VITORIA-GASTEIZ – Philosophers are supposed to comprehend events and phenomena from a rather detached standpoint, keeping in mind useful theoretical models and precedents. But the situation in Ukraine has made detachment difficult for me. Not only does more than half my family come from Ukraine, but I have also long been preoccupied – philosophically and personally – with the issue of nuclear and radioactive threats, centering on the Chernobyl power plant and the use of nuclear weapons.

Nonetheless, today’s circumstances demand clear thinking.
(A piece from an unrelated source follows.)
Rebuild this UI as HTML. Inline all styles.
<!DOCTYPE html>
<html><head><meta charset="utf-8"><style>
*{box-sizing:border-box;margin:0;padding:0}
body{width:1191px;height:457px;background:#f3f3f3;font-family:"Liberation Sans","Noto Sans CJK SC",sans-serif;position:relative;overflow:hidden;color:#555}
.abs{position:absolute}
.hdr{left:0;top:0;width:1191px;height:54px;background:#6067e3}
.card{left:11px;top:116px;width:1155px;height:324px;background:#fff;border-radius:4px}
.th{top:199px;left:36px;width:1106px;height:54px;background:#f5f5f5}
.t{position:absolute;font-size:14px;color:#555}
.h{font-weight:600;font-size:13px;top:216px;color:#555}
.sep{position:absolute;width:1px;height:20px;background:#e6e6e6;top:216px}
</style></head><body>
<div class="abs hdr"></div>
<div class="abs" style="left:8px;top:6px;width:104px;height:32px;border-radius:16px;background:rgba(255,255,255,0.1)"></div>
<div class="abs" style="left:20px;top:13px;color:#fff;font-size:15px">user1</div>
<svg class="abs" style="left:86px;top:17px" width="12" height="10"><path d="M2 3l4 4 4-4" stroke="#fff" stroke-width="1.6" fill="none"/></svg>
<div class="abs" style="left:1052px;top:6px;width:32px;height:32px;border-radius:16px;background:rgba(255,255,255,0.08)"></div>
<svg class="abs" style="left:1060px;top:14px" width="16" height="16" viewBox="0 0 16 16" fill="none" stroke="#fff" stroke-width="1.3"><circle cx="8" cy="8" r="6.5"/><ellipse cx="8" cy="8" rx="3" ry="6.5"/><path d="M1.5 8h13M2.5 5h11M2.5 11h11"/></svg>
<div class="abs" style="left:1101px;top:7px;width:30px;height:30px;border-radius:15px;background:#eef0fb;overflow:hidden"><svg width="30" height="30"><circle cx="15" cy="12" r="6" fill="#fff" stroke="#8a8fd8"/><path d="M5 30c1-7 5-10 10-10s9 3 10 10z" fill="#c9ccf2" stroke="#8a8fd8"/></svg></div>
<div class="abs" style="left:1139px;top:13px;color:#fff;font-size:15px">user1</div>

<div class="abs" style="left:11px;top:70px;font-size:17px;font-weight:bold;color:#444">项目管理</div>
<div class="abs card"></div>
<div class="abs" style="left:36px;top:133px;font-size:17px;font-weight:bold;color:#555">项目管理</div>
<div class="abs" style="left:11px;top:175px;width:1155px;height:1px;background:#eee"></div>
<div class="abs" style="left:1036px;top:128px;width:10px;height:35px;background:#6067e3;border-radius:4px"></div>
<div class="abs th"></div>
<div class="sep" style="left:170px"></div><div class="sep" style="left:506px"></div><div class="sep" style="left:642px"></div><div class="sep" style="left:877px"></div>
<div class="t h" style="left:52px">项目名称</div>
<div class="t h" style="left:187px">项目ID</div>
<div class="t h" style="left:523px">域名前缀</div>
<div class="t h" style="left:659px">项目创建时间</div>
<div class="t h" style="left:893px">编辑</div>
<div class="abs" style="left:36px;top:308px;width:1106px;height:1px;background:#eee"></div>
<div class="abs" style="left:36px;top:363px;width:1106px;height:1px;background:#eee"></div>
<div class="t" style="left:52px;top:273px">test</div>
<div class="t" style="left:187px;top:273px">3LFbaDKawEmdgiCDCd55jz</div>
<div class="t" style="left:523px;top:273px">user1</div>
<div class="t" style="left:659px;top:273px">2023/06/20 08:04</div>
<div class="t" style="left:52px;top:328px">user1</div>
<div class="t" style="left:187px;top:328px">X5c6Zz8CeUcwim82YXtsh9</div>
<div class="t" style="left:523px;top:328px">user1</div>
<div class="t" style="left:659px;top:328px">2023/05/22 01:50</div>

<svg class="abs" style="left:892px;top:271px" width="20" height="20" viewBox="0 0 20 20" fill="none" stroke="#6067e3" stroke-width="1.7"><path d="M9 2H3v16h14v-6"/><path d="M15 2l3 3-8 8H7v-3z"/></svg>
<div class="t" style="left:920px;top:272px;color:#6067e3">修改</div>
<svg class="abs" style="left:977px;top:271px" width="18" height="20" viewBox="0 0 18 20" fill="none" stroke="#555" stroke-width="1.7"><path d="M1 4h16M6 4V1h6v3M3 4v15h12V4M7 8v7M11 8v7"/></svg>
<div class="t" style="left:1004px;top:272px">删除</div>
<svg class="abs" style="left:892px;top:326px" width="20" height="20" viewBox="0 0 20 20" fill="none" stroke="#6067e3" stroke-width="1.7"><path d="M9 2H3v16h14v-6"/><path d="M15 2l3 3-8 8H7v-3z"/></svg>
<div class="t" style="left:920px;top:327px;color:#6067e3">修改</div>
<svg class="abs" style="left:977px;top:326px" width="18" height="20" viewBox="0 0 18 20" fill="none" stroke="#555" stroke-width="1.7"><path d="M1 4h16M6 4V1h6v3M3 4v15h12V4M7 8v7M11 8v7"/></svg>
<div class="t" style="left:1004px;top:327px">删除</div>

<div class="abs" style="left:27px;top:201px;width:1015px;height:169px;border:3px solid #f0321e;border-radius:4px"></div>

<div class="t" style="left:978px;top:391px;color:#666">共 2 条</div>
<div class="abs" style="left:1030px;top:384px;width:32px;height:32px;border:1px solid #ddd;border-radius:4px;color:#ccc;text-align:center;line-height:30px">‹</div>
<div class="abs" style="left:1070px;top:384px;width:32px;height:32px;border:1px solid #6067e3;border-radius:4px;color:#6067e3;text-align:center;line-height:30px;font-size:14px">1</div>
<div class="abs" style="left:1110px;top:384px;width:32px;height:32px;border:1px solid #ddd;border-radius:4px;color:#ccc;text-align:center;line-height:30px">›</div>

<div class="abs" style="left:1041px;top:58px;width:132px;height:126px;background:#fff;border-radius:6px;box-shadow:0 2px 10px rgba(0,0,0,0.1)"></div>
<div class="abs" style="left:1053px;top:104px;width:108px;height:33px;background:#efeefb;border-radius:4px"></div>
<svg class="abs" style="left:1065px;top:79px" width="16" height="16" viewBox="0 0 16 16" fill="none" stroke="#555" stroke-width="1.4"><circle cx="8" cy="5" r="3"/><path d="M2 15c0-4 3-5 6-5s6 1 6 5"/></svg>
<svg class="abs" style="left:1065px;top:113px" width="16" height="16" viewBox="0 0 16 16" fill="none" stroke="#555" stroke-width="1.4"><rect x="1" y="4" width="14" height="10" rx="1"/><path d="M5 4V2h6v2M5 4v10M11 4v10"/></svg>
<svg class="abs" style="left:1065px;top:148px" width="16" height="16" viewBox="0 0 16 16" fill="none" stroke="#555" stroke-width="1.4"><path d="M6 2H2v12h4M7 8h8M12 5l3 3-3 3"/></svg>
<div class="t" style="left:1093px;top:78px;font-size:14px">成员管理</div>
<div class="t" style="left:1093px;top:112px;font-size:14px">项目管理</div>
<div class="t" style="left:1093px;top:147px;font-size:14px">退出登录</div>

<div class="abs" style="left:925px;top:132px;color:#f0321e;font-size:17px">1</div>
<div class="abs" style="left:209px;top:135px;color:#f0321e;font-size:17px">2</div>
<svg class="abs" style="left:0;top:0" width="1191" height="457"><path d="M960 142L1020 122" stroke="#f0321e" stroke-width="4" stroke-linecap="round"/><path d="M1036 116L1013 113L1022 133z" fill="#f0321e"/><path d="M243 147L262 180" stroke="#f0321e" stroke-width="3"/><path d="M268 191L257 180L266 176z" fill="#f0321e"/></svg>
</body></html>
As I argued in my 2021 book Senses of Upheaval, in a chapter entitled “The Unfinished Collapse of the Soviet Union,” we need to develop “a robust philosophy of history” capable of accounting for historical “gaps, protracted subterranean processes, and time lags between causes and effects.”

The urgency of this task has now become painfully obvious. We are witnessing the outcome of the time lag between the official end of the USSR in 1991 and its unresolved legacies. Those legacies are responsible not only for the war in Ukraine, but also for the simmering conflict between Armenia and Azerbaijan in Nagorno-Karabakh, and for the tragic fate of Belarus. And constantly looming in the background is the Soviet nuclear arsenal, which Ukraine agreed to transfer to Russia soon after becoming an independent state.